Request: An exact copy of all the data is required, with pictures left out.

---------- Given material

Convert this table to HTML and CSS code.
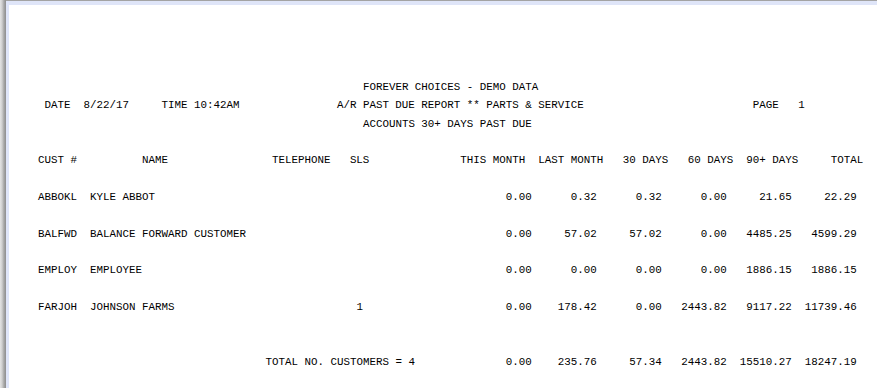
FILE: index.html
```html
<!DOCTYPE html>
<html lang="en">
<head>
<meta charset="utf-8">
<title>A/R Past Due Report</title>
<link rel="stylesheet" href="styles.css">
</head>
<body>
<div class="viewer">
  <div class="page">
    <div class="sheet">
      <div class="report">
        <div class="title">FOREVER CHOICES - DEMO DATA</div>
        <div class="line2"><span> DATE  8/22/17     TIME 10:42AM</span><span>A/R PAST DUE REPORT ** PARTS &amp; SERVICE</span><span>PAGE   1</span></div>
        <div class="title">ACCOUNTS 30+ DAYS PAST DUE</div>

        <div class="colhead gap1">
          <span>CUST #</span><span>NAME</span><span>TELEPHONE</span><span>SLS</span><span>THIS MONTH</span><span>LAST MONTH</span><span>30 DAYS</span><span>60 DAYS</span><span>90+ DAYS</span><span>TOTAL</span>
        </div>

        <div class="row gap1">
          <span>ABBOKL</span><span>KYLE ABBOT</span><span></span>
          <span class="num">0.00</span><span class="num">0.32</span><span class="num">0.32</span><span class="num">0.00</span><span class="num">21.65</span><span class="num">22.29</span>
        </div>
        <div class="row gap1">
          <span>BALFWD</span><span>BALANCE FORWARD CUSTOMER</span><span></span>
          <span class="num">0.00</span><span class="num">57.02</span><span class="num">57.02</span><span class="num">0.00</span><span class="num">4485.25</span><span class="num">4599.29</span>
        </div>
        <div class="row gap1">
          <span>EMPLOY</span><span>EMPLOYEE</span><span></span>
          <span class="num">0.00</span><span class="num">0.00</span><span class="num">0.00</span><span class="num">0.00</span><span class="num">1886.15</span><span class="num">1886.15</span>
        </div>
        <div class="row gap1">
          <span>FARJOH</span><span>JOHNSON FARMS</span><span>1</span>
          <span class="num">0.00</span><span class="num">178.42</span><span class="num">0.00</span><span class="num">2443.82</span><span class="num">9117.22</span><span class="num">11739.46</span>
        </div>

        <div class="totals gap2">
          <span></span><span>TOTAL NO. CUSTOMERS = 4</span>
          <span class="num">0.00</span><span class="num">235.76</span><span class="num">57.34</span><span class="num">2443.82</span><span class="num">15510.27</span><span class="num">18247.19</span>
        </div>
      </div>
    </div>
  </div>
</div>
</body>
</html>
```

FILE: styles.css
```css
html, body {
  margin: 0;
  padding: 0;
  height: 100%;
  background: #ffffff;
}

.viewer {
  height: 100%;
  display: flex;
  background: linear-gradient(to right, #e4e4e4 0, #cfcfcf 2px, #a6a6a6 4px, #8e8e8e 6px);
  padding-left: 6px;
  box-sizing: border-box;
  overflow: hidden;
}

.page {
  flex: 1;
  display: flex;
  border-top: 1px solid #a3a3a3;
  background: #ffffff;
}

.sheet {
  flex: 1;
  border-top: 4px solid #dfe5f8;
  border-left: 3px solid #dfe5f8;
  background: #ffffff;
  padding: 73px 0 0 29px;
}

.report {
  --lh: 18.35px;
  font-family: "Liberation Mono", "DejaVu Sans Mono", monospace;
  font-size: 10.833px;
  line-height: var(--lh);
  color: #000000;
}

.title,
.report span {
  white-space: pre;
}

.title {
  padding-left: 50ch;
}

.line2 {
  display: grid;
  grid-template-columns: 46ch 64ch auto;
}

.gap1 {
  margin-top: var(--lh);
}

.gap2 {
  margin-top: calc(var(--lh) * 2);
}

.colhead {
  display: grid;
  grid-template-columns: 16ch 20ch 12ch 17ch 12ch 13ch 10ch 9ch 13ch auto;
}

.row {
  display: grid;
  grid-template-columns: 8ch 41ch 17ch repeat(6, 10ch);
}

.totals {
  display: grid;
  grid-template-columns: 35ch 31ch repeat(6, 10ch);
}

.num {
  text-align: right;
}
```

--------------------

Output of the exercise:
Convert this table to HTML and CSS code.
FILE: index.html
```html
<!DOCTYPE html>
<html lang="en">
<head>
<meta charset="utf-8">
<title>A/R Past Due Report</title>
<link rel="stylesheet" href="styles.css">
</head>
<body>
<div class="viewer">
  <div class="page">
    <div class="sheet">
      <div class="report">
        <div class="title">FOREVER CHOICES - DEMO DATA</div>
        <div class="line2"><span> DATE  8/22/17     TIME 10:42AM</span><span>A/R PAST DUE REPORT ** PARTS &amp; SERVICE</span><span>PAGE   1</span></div>
        <div class="title">ACCOUNTS 30+ DAYS PAST DUE</div>

        <div class="colhead gap1">
          <span>CUST #</span><span>NAME</span><span>TELEPHONE</span><span>SLS</span><span>THIS MONTH</span><span>LAST MONTH</span><span>30 DAYS</span><span>60 DAYS</span><span>90+ DAYS</span><span>TOTAL</span>
        </div>

        <div class="row gap1">
          <span>ABBOKL</span><span>KYLE ABBOT</span><span></span>
          <span class="num">0.00</span><span class="num">0.32</span><span class="num">0.32</span><span class="num">0.00</span><span class="num">21.65</span><span class="num">22.29</span>
        </div>
        <div class="row gap1">
          <span>BALFWD</span><span>BALANCE FORWARD CUSTOMER</span><span></span>
          <span class="num">0.00</span><span class="num">57.02</span><span class="num">57.02</span><span class="num">0.00</span><span class="num">4485.25</span><span class="num">4599.29</span>
        </div>
        <div class="row gap1">
          <span>EMPLOY</span><span>EMPLOYEE</span><span></span>
          <span class="num">0.00</span><span class="num">0.00</span><span class="num">0.00</span><span class="num">0.00</span><span class="num">1886.15</span><span class="num">1886.15</span>
        </div>
        <div class="row gap1">
          <span>FARJOH</span><span>JOHNSON FARMS</span><span>1</span>
          <span class="num">0.00</span><span class="num">178.42</span><span class="num">0.00</span><span class="num">2443.82</span><span class="num">9117.22</span><span class="num">11739.46</span>
        </div>

        <div class="totals gap2">
          <span></span><span>TOTAL NO. CUSTOMERS = 4</span>
          <span class="num">0.00</span><span class="num">235.76</span><span class="num">57.34</span><span class="num">2443.82</span><span class="num">15510.27</span><span class="num">18247.19</span>
        </div>
      </div>
    </div>
  </div>
</div>
</body>
</html>
```

FILE: styles.css
```css
html, body {
  margin: 0;
  padding: 0;
  height: 100%;
  background: #ffffff;
}

.viewer {
  height: 100%;
  display: flex;
  background: linear-gradient(to right, #e4e4e4 0, #cfcfcf 2px, #a6a6a6 4px, #8e8e8e 6px);
  padding-left: 6px;
  box-sizing: border-box;
  overflow: hidden;
}

.page {
  flex: 1;
  display: flex;
  border-top: 1px solid #a3a3a3;
  background: #ffffff;
}

.sheet {
  flex: 1;
  border-top: 4px solid #dfe5f8;
  border-left: 3px solid #dfe5f8;
  background: #ffffff;
  padding: 73px 0 0 29px;
}

.report {
  --lh: 18.35px;
  font-family: "Liberation Mono", "DejaVu Sans Mono", monospace;
  font-size: 10.833px;
  line-height: var(--lh);
  color: #000000;
}

.title,
.report span {
  white-space: pre;
}

.title {
  padding-left: 50ch;
}

.line2 {
  display: grid;
  grid-template-columns: 46ch 64ch auto;
}

.gap1 {
  margin-top: var(--lh);
}

.gap2 {
  margin-top: calc(var(--lh) * 2);
}

.colhead {
  display: grid;
  grid-template-columns: 16ch 20ch 12ch 17ch 12ch 13ch 10ch 9ch 13ch auto;
}

.row {
  display: grid;
  grid-template-columns: 8ch 41ch 17ch repeat(6, 10ch);
}

.totals {
  display: grid;
  grid-template-columns: 35ch 31ch repeat(6, 10ch);
}

.num {
  text-align: right;
}
```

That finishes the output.